What Is Blockchain? A Plain-English Guide to the Technology Behind Crypto
Blockchain is a distributed digital ledger that records transactions across thousands of computers — making them transparent, permanent, and resistant to tampering. This guide explains how it works, why it matters, and what it actually enables.

Hook open:
Imagine sending $100 to a friend across the world. That transfer goes through a bank — your account is debited, the bank's servers update a record, and your friend receives the money hours or days later. You've trusted two banks you may never have heard of, in countries neither of you lives in, to get the job done. You paid a fee. You waited.
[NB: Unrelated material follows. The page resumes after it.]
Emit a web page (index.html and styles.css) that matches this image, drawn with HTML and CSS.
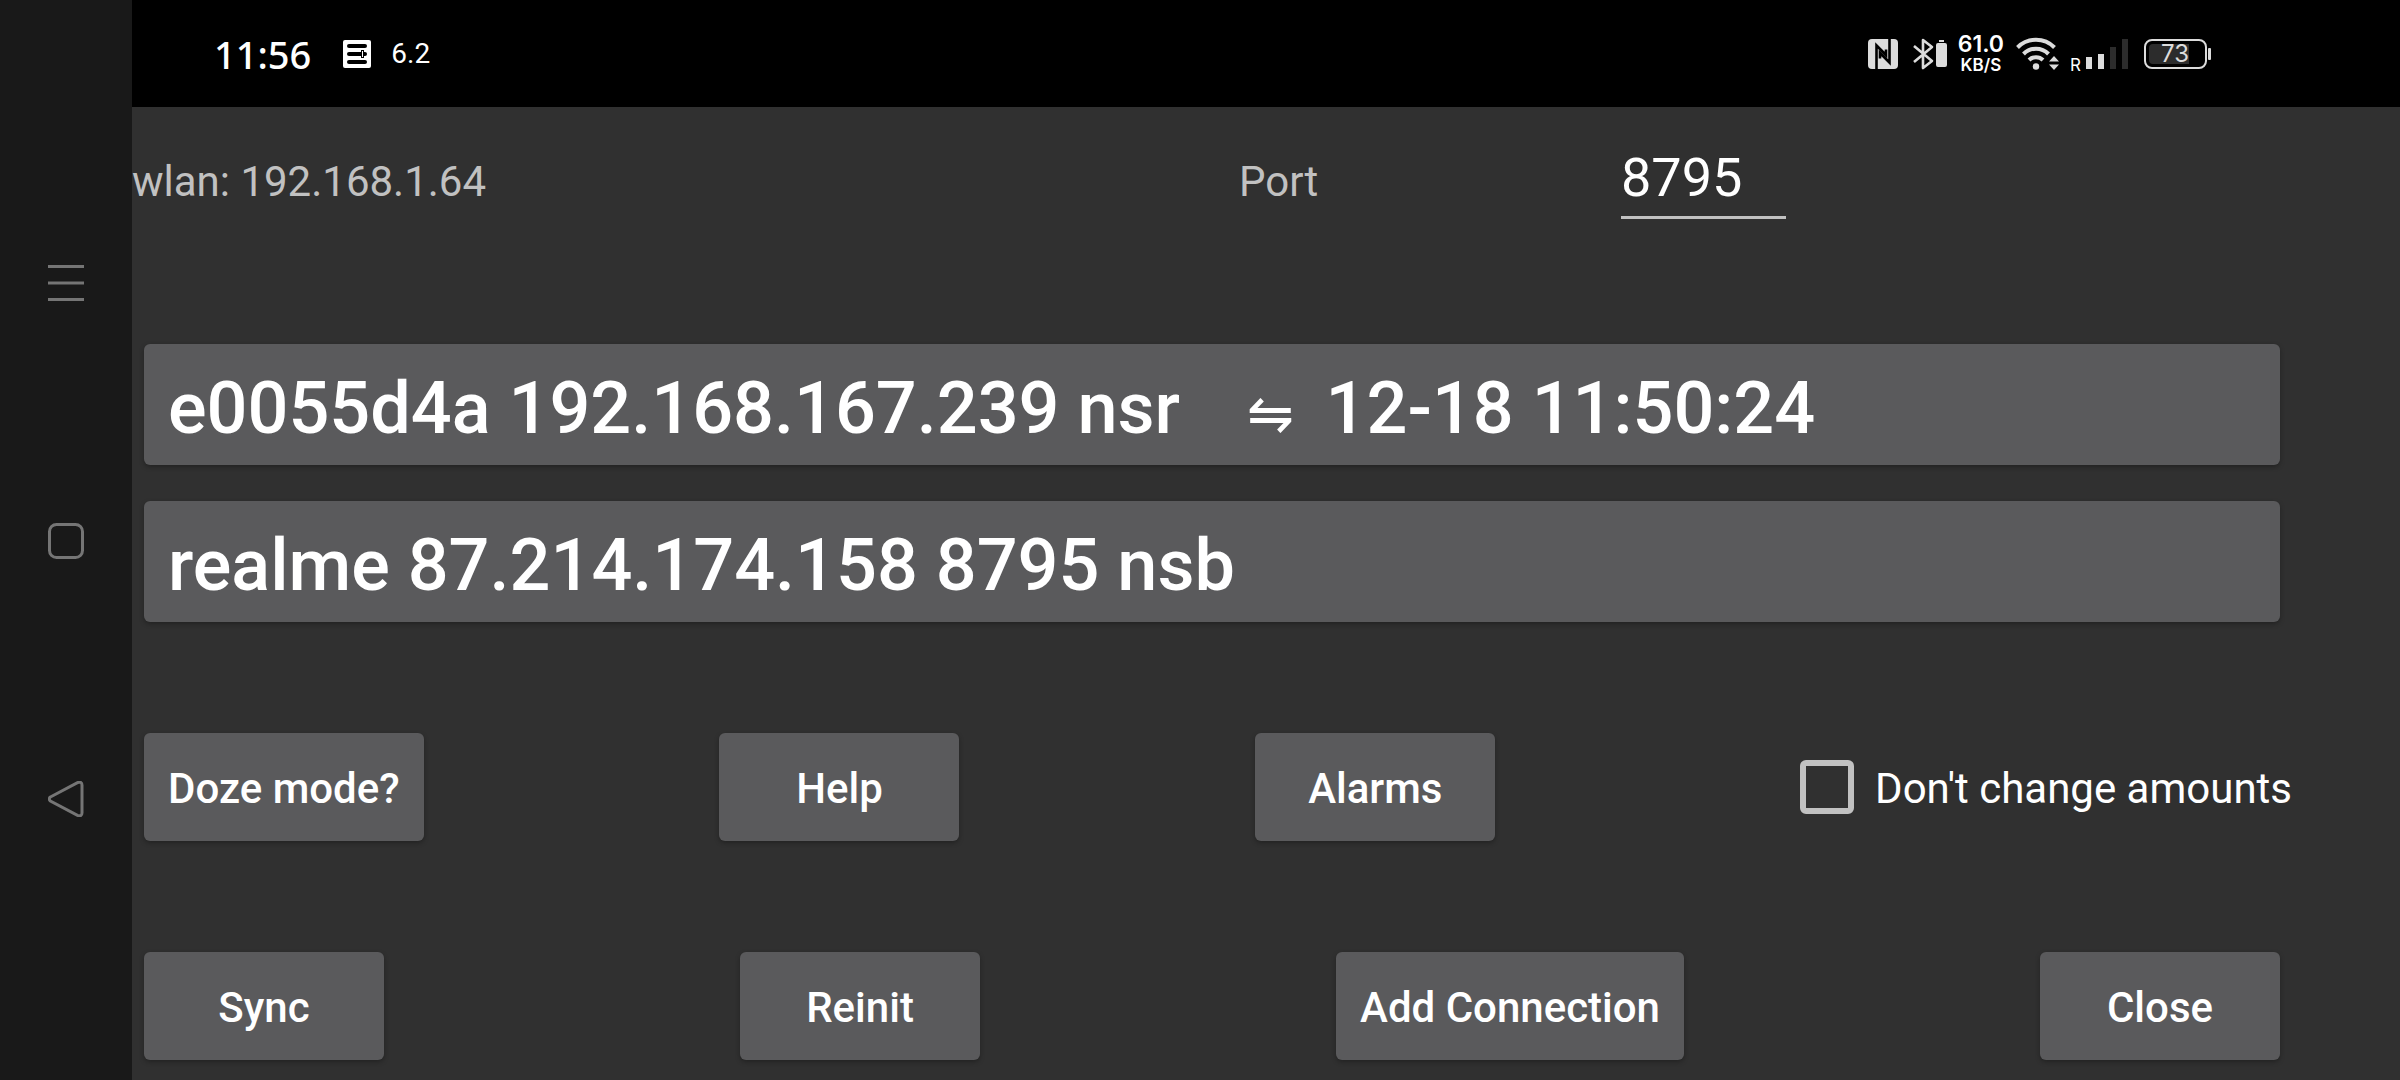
FILE: index.html
```html
<!DOCTYPE html>
<html lang="en">
<head>
<meta charset="utf-8">
<meta name="viewport" content="width=device-width, initial-scale=1">
<title>Connections</title>
<link rel="stylesheet" href="styles.css">
</head>
<body>
<nav class="nav" aria-label="System navigation">
  <button class="nav-key" type="button" aria-label="Recent apps">
    <svg viewBox="0 0 36 36"><path d="M0 1.5h36M0 18h36M0 34.5h36"/></svg>
  </button>
  <button class="nav-key" type="button" aria-label="Home">
    <svg viewBox="0 0 36 36"><rect x="1.5" y="1.5" width="33" height="33" rx="7"/></svg>
  </button>
  <button class="nav-key" type="button" aria-label="Back">
    <svg viewBox="0 0 36 36"><path d="M2.4 16 29.5 1.6q4.5-1.600 4.500 2.600v27.600q0 4.200-4.500 2.600L2.400 20q-2.400-2 0-4z"/></svg>
  </button>
</nav>
<div class="screen">
  <header class="status">
    <div class="status-group">
      <span class="clock">11:56</span>
      <svg class="app-icon" viewBox="0 0 28 28"><rect width="28" height="28" rx="2" fill="#fff"/><g fill="#000"><rect x="4" y="4" width="20" height="4" rx="2"/><rect x="4" y="12" width="20" height="4" rx="2"/><rect x="4" y="20" width="20" height="4" rx="2"/></g><rect x="18.500" y="10.500" width="2" height="7" fill="#fff" stroke="#000"/></svg>
      <span class="reading">6.2</span>
    </div>
    <div class="status-group">
      <svg class="nfc" viewBox="0 0 30 30"><rect width="30" height="30" rx="4" fill="#dcdcdc"/><path d="M8.500 30V6.500L18 16v-5.500M21.500 0v23.500L12 14v5.500" fill="none" stroke="#000" stroke-width="2.600"/></svg>
      <svg class="bluetooth" viewBox="0 0 34 34"><path d="M1 9l18 15-9 7V3l9 7L1 25" fill="none" stroke="#dcdcdc" stroke-width="2.600" stroke-linejoin="round"/><path d="M26 3h5v2h-5zM25 6h7q2 0 2 2v20q0 2-2 2h-7q-2 0-2-2V8q0-2 2-2z" fill="#dcdcdc"/></svg>
      <span class="speed"><span class="speed-value">61.0</span><span class="speed-unit">KB/S</span></span>
      <svg class="wifi" viewBox="0 0 46 36"><g fill="none" stroke="#dcdcdc" stroke-width="4"><path d="M1.500 11.500a26 26 0 0 1 37 0"/><path d="M7.500 18a17.500 17.500 0 0 1 25 0"/><path d="M13 24a10 10 0 0 1 14 0"/></g><g fill="#dcdcdc"><circle cx="20" cy="30.500" r="3.200"/><path d="M38 20l5 5.500H33zM38 34l5-5.500H33z"/></g></svg>
      <span class="roaming">R</span>
      <svg class="signal" viewBox="0 0 43 30"><path d="M0 18h6v12H0zM12 15h6v15h-6z" fill="#dcdcdc"/><path d="M24 8h6v22h-6zM36 0h6v30h-6z" fill="#2c2c2c"/></svg>
      <span class="battery"><span class="battery-level">73</span></span>
    </div>
  </header>
  <main class="content">
    <div class="network">
      <span>wlan: 192.168.1.64</span>
      <label for="port">Port</label>
      <input class="port" id="port" type="text" inputmode="numeric" value="8795">
    </div>
    <div class="connections">
      <button class="btn connection" type="button">e0055d4a 192.168.167.239 nsr&nbsp;&nbsp; <span class="sync-mark">⇋</span> 12-18 11:50:24</button>
      <button class="btn connection" type="button">realme 87.214.174.158 8795 nsb</button>
    </div>
    <div class="row">
      <button class="btn" type="button">Doze mode?</button>
      <button class="btn" type="button">Help</button>
      <button class="btn" type="button">Alarms</button>
      <label class="check"><input type="checkbox"><span class="check-text">Don't change amounts</span></label>
    </div>
    <div class="row">
      <button class="btn" type="button">Sync</button>
      <button class="btn" type="button">Reinit</button>
      <button class="btn" type="button">Add Connection</button>
      <button class="btn" type="button">Close</button>
    </div>
  </main>
</div>
</body>
</html>
```
FILE: styles.css
```css
* { box-sizing: border-box; }

body {
  display: flex;
  min-height: 100vh;
  margin: 0;
  background: #303030;
  color: #fff;
  font: 42px/48px Roboto, sans-serif;
}

svg { display: block; flex: none; }

.nav {
  display: flex;
  flex: none;
  flex-direction: column;
  align-items: center;
  justify-content: center;
  gap: 222px;
  width: 132px;
  padding-top: 2px;
  background: #191919;
}

.nav-key {
  width: 36px;
  height: 36px;
  padding: 0;
  border: 0;
  background: none;
}

.nav-key svg {
  width: 36px;
  height: 36px;
  fill: none;
  stroke: #757575;
  stroke-width: 3;
}

.screen { flex: 1; min-width: 0; }

.status {
  display: flex;
  align-items: center;
  justify-content: space-between;
  height: 107px;
  padding: 0 193px 0 82px;
  background: #000;
  font-family: Inter, sans-serif;
}

.status-group { display: flex; align-items: center; }

.clock { font-family: "Noto Sans", sans-serif; font-size: 38px; font-weight: 500; }

.app-icon { width: 28px; height: 28px; margin: 0 20px 0 32px; }

.reading { font: 28px/48px Roboto, sans-serif; }

.nfc { width: 30px; height: 30px; margin-right: 15px; }

.bluetooth { width: 34px; height: 34px; margin-right: 11px; }

.speed {
  display: flex;
  flex-direction: column;
  align-items: center;
  margin-right: 12px;
  font-weight: 600;
}

.speed-value { font-size: 23px; line-height: 22px; }

.speed-unit { font-size: 17px; line-height: 20px; }

.wifi { width: 46px; height: 36px; margin-right: 8px; }

.roaming { align-self: flex-end; font-size: 17px; line-height: 20px; }

.signal { width: 43px; height: 30px; margin: 0 15px 0 5px; }

.battery {
  position: relative;
  width: 63px;
  height: 30px;
  padding: 3px;
  border: 2px solid #dcdcdc;
  border-radius: 8px;
  color: #dcdcdc;
}

.battery::after {
  position: absolute;
  top: 7px;
  right: -6px;
  width: 3px;
  height: 12px;
  border-radius: 1px;
  background: #dcdcdc;
  content: "";
}

.battery-level {
  display: block;
  width: 40px;
  border-radius: 4px 0 0 4px;
  background: #2c2c2c;
  font-size: 24px;
  line-height: 20px;
  text-align: right;
}

.content { padding: 43px 108px 20px 0; }

.network {
  display: grid;
  grid-template-columns: 1107fr 382fr 671fr;
  align-items: baseline;
  color: #c1c1c1;
}

.port {
  width: 165px;
  height: 69px;
  padding: 0 0 12px;
  border: 0;
  border-bottom: 3px solid #c1c1c1;
  background: none;
  color: #fff;
  font: 54px/54px Roboto, sans-serif;
}

.connections {
  display: flex;
  flex-direction: column;
  gap: 36px;
  margin: 125px 12px 111px;
}

.btn {
  min-width: 240px;
  height: 108px;
  padding: 4px 24px 0;
  border: 0;
  border-radius: 6px;
  background: #5a5a5c;
  box-shadow: 0 2px 5px rgba(0, 0, 0, .3);
  color: #fff;
  font: 500 42px/48px Roboto, sans-serif;
}

.connection {
  height: 121px;
  padding-top: 8px;
  font-size: 72px;
  line-height: 84px;
  text-align: left;
}

.sync-mark {
  display: inline-block;
  width: 74px;
  font-size: 56px;
  font-weight: 400;
  line-height: 56px;
  text-align: center;
}

.row {
  display: flex;
  align-items: center;
  justify-content: space-between;
  padding-left: 12px;
}

.row + .row { margin-top: 111px; padding-right: 12px; }

.check {
  display: flex;
  align-items: center;
  gap: 21px;
  padding-left: 9px;
}

.check input {
  width: 54px;
  height: 54px;
  margin: 0;
  border: 6px solid #c1c1c1;
  border-radius: 6px;
  appearance: none;
}

.check-text { padding-top: 4px; }
```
You had faith.
Now imagine that same transfer happening on a blockchain. The transaction is broadcast to thousands of computers simultaneously. No bank. No intermediary. No single point of failure. The transfer settles in minutes, costs a fraction of a cent, and is permanently recorded in a public ledger no one can alter retroactively.
That's the promise of blockchain. But how does it actually work?
H2: The Core Idea — A Shared Digital Ledger
A blockchain is exactly what it sounds like: a chain of blocks. Each block contains a batch of verified transactions — like a page in a ledger book. Once a block is filled, it's sealed with a cryptographic seal, linked to the previous block, and becomes permanently part of the chain.
Here's the critical difference from a traditional database: instead of one company controlling one server, a blockchain is maintained by a decentralized network of computers called nodes. Every node holds a full copy of the entire blockchain. When a new transaction occurs, all nodes must agree that it's valid before it gets added.
This distributed design means there's no single company or server a hacker can attack to take down the whole system. It also means no single entity can unilaterally change the rules or alter past records.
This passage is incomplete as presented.